Abids  is a major commercial center in Hyderabad, India. Abids is well known as the oldest and most famous business area in Hyderabad. The state government building (TSFC), and the President Plaza, Badshah palace are located here. A variety of businesses are located here, unlike most markets which are known for specializing in a certain trade. This area's importance has increased because of its close proximity to Nampally Railway Station.

It is surrounded by Basheerbagh to the north, Nampally to the east via Chapel Road, Koti to the west, and Chaderghat to the south, via the Bank Street. It falls under Nampally constituency.

History

The St. George's Grammar School (established in 1834), and adjoining St. George's Church  (established in 1844) predate the area's naming.

This area had a shop known as Abid's belonging to an Armenian merchant known as Albert Abid, a valet of Nizam VI of Hyderabad state, hence the area came to be known as Abids. Albert Abid left for England, but as per another version the area got its name after a shop run by Abid Evans.

Urban designers pass a statement saying, “Abids is dead” or “Abids is no more”. Though the activity in Abids has gone through a considerable decrease, it still holds its essence and has a wide scope for its revival.

In 1939, the store was demolished and a cinema known as "Palace Talkies" was built in its place. Later in the 1980s this theater was also demolished and a new structure built in its place. Now this space is occupied by Big Bazaar.

In 1942, the headquarters of the State Bank of Hyderabad were established here. The Taj Mahal Hotel was built here in the 1950s.

Commerce
Today the whole area is one of the main shopping centres in the city and the main street is known as Abids Road. The General Post Office or GPO headquarters is located in this area. The major businesses are hotels and shops for textiles, clothing, jewelry, footwear, and electronics. BSNL, the largest telecommunications provider in the city, has its headquarters located here. The GHMC office is also located here, situated adjacent to the GPO.

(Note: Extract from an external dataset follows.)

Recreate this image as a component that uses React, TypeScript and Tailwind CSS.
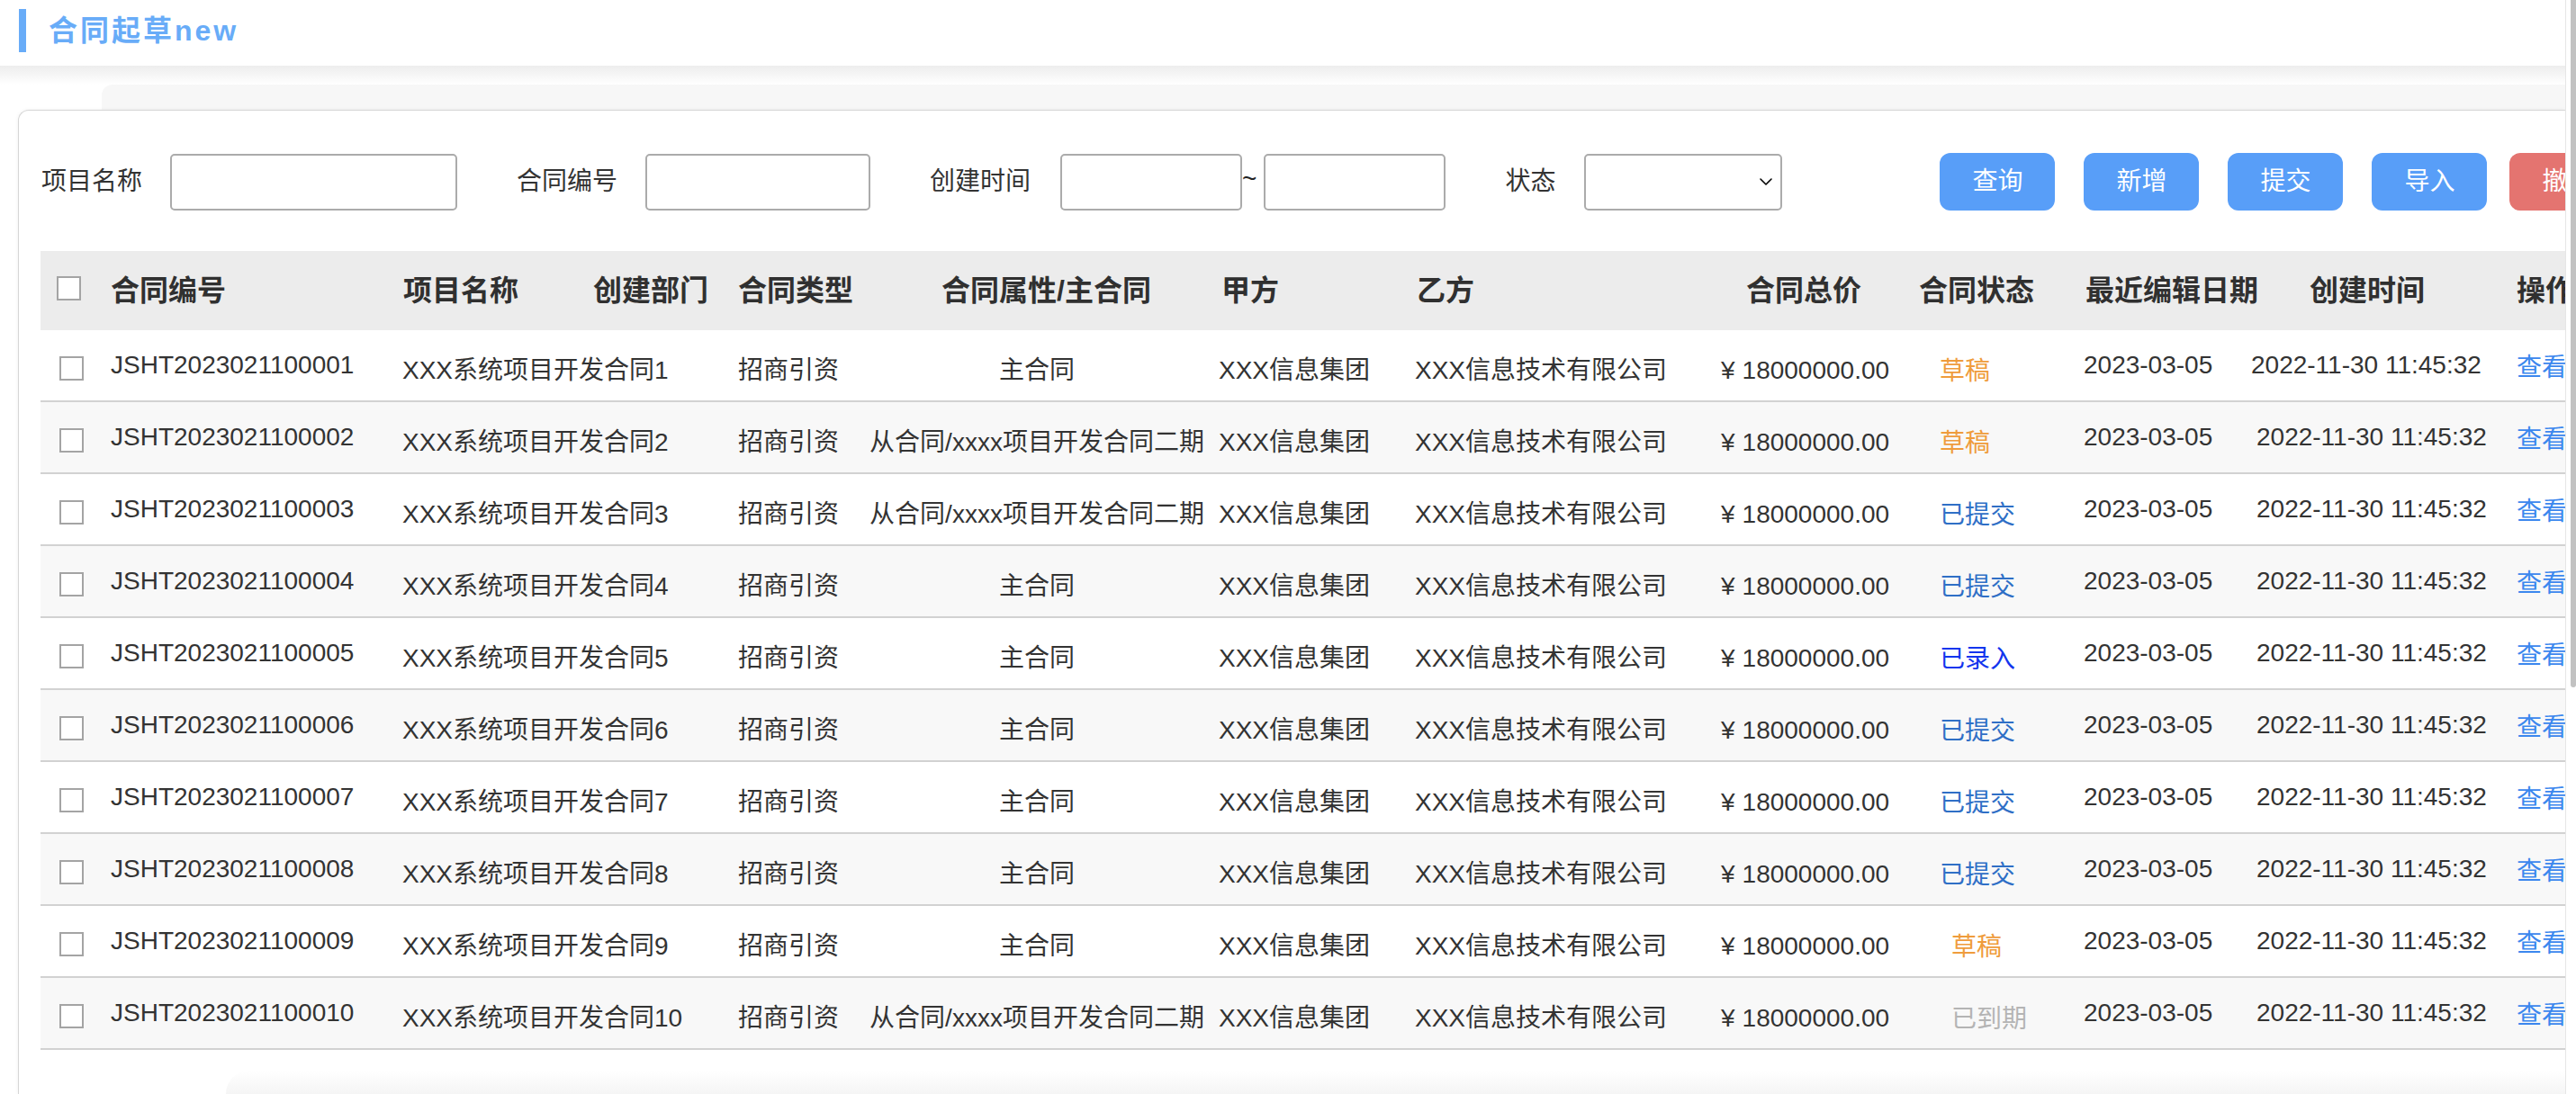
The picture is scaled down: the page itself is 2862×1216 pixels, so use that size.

The famous Jagdish market, a bustling grey market for mobiles and electronics, is also located here.

The area is a major business hub and has many restaurants for travellers. Palace Heights, the Taj Mahal Hotel and Grand Hotel are the best restaurants in Abids.

Culture
Some famous temples are located here especially on the Nampally and Abids road, such as the Hanuman Temple and  ISKCON which are considered to be heritage sites.. The Centenary Methodist Church, Hyderabad, amongst the oldest churches in South India is located here.

Education
Many English medium schools are established in the area.

List of Schools
 Sujatha High School
 Stanley Girls High School
 St. George's Grammar School
 Little Flower High School
 Rosary Convent High School
 All Saints High School
 Nazareth High School
 Slate the School
 St. John's Grammar School
 Methodist Boys' High School

Transport
The Abids Road is an arterial road of the city, connecting parts of the old city to the new and also to Hyderabad's twin city, Secunderabad, via Tank Bund Road. Abids is well connected by TSRTC buses to Ghatkesar, Kothi, Nampally, Dilsukhnagar and other areas of the city.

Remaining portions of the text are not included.